Saturday, October 1, 2016
In short: Numb (2015)
Lee is an ex-con and Cheryl is certainly not inexperienced in the shady side of life, so it’s not surprising it’s not exactly love at first sight for these people. Some time later, the travellers pick up someone else, an old man nearly frozen to death. Before they can get him to a hospital, the man dies. Lee and Cheryl check his pockets and find various clues that hint at the hiding place of a bag full of gold, the loot from a robbery the dead guy must have been involved in decades ago. It’s somewhere out in the snowy wilderness. It might be lucrative for everyone involved if they teamed up and grabbed the gold for themselves.
Alas, time is pressing, so our protagonists decide to go on their adventure with little equipment – Lee and Cheryl don’t even have gloves or proper clothing for sub zero temperatures – a decided lack of trust in each other, and only Will’s survival experience.
It sounds like I’m once again summoning up the shadow of boring competence when I describe Jason R. Goode’s survival thriller with phrases like “decent”, “good enough”, or “perfectly watchable”, but this time around, it’s really rather more the shadow of perfectly okay competence, the thing that falls on a film that is never more than competent yet doesn’t bore me.
Goode’s direction isn’t particularly exciting: he uses the snowy landscapes well enough, keeps a degree of tension up, and doesn’t get in his own way. It’s the sort of effort that doesn’t show much personality or style but gets the job at hand done well enough.
The same goes for the acting. Nobody involved is doing particularly riveting work, yet there’s also never anything to complain about; these are professionals being professional actors, no more and no less.
The same again would go for a script that goes through the usual beats a Treasure-of-the-Sierra-Madre-alike hits without embarrassing itself. It’s also just the important bit too polite leading to the impression that the depths at the core of these characters just aren’t all that terribly deep, and delivering its moments of violence and survival in a somewhat too polite manner to really hit.
On the other hand, I never found myself bored watching this, which isn’t something I can say about all films this heavily coming down on the side of competence.

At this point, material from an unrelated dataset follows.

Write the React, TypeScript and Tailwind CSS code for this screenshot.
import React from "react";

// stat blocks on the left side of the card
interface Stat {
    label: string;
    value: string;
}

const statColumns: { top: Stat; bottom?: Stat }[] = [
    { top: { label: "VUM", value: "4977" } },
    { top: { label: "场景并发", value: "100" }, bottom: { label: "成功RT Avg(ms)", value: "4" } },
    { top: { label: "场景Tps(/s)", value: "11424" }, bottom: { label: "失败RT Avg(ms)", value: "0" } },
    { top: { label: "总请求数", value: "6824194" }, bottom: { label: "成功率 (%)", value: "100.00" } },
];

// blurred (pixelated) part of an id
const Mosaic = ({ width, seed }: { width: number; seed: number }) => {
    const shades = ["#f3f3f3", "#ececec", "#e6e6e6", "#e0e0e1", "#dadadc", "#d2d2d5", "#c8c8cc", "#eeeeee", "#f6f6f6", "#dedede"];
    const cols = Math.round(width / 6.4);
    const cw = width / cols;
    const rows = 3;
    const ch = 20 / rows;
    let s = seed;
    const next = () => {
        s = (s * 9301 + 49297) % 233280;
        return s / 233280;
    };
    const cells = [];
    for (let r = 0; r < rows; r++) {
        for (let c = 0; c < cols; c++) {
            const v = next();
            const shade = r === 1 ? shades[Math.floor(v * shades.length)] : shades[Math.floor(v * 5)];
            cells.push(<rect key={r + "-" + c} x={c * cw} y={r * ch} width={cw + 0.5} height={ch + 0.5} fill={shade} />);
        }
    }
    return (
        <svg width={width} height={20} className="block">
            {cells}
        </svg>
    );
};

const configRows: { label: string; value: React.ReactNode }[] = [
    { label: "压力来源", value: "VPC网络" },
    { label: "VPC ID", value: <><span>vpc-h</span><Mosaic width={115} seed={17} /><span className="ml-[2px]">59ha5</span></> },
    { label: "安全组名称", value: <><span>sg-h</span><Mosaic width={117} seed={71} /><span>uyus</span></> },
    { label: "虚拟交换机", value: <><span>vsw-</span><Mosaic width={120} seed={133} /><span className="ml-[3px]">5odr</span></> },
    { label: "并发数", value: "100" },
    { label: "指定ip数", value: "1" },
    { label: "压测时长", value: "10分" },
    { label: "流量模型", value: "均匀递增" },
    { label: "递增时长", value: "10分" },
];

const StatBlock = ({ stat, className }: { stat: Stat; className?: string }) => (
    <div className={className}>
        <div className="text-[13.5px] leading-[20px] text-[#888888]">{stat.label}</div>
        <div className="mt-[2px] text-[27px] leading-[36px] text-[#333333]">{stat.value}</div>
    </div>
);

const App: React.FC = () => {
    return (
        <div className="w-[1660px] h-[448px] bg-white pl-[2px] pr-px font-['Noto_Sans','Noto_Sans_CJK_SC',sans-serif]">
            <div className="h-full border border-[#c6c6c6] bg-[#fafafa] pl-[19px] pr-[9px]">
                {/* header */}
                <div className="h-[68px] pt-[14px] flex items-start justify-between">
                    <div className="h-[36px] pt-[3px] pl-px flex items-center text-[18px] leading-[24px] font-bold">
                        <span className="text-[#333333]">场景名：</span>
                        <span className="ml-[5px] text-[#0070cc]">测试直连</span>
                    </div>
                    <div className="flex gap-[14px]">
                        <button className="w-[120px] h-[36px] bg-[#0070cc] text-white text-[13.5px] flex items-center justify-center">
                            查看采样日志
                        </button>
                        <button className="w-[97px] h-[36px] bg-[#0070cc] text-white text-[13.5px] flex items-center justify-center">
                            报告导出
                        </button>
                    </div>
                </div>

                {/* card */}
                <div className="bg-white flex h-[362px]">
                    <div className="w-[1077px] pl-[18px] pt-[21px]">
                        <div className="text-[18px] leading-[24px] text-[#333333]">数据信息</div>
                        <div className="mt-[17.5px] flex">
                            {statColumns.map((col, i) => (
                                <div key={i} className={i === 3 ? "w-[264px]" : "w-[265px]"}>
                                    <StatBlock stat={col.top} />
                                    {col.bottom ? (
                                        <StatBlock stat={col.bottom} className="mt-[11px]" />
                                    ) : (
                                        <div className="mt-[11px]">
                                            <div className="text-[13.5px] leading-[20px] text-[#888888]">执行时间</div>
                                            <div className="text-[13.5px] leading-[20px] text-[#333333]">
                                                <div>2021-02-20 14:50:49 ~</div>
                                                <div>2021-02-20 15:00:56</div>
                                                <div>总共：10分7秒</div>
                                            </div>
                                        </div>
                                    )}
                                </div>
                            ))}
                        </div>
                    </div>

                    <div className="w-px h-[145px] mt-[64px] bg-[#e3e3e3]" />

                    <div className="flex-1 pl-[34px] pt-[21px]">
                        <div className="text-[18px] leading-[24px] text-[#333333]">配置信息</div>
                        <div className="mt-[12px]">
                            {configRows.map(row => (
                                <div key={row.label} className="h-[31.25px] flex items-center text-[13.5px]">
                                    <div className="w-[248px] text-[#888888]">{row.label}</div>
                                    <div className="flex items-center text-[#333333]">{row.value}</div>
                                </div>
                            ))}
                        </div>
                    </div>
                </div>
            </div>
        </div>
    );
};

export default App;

Thursday, February 14, 2013
In short: Hunt To Kill (2010)
In theory, border patrol beefcake Jim Rhodes (Steve Austin) has plans to use the winter break of his daughter Kim (Marie Avgeropoulos) - action movie hero daughters are all called Kim for contractual reasons - for some quality bonding time. There will in fact be bonding time for the two of them but of a rather more violent manner, for the gang of raving lunatics - among them good old Gary Daniels - of a certain Banks (Gil Bellows) has come to the mountains of Montana to hunt down their former boss (Michael Hogan) who absconded with a lot of money and tried to blow them up.
When their paths accidentally cross, the bad guys kidnap Rhodes and Kim because they need a wilderness guide to find their intended target. Whatever happened to paying a shady alcoholic for these things? Of course, seeing as this is a direct-to-DVD action film, violence ensues soon enough.
Ah, the horrors of basic competence. No single element of (direct-to-DVD, but you already knew that) Hunt to Kill is remarkable in any way or form: Keoni Waxman's direction is serviceable if you're not afraid of films on whose frame composition has not been spent a single thought beyond "are the actors in the frame?". The acting is okay in a very okay manner with Bellows doing his best to be a scenery chewing psychopath but unable to ever not come across as a basically nice guy playing a psychopath, Austin glowering a lot (surprise), and everyone else being kinda there. Eric Roberts pops in to die in the pre-credit sequence, for an international superstar of his calibre is clearly too pricey for the film at hand. The script is clichéd and kinda dumb yet not so dumb the film gets ridiculous or interesting, and there's no visible effort to bend any cliché even in the slightest; the only black character is not only the rapey one but also dies first, for Cthulhu's sake. The action is barely okay, with some decent poky-stick-based gore once Austin's character channels his inner serial killer, and hot rock-climbing and ATV racing action as supposed highpoints, but never a moment to actually wow anyone.
These aren't the elements of a film that's horrible in any way, shape, or form, but of a film completely lacking in actual personality, the cheap burger of action movie-dom. At least I learned from Hunt to Kill that to best way for a father and daughter to bond is for her to realize that Daddy is the kind of guy who kills people he has already rendered helpless.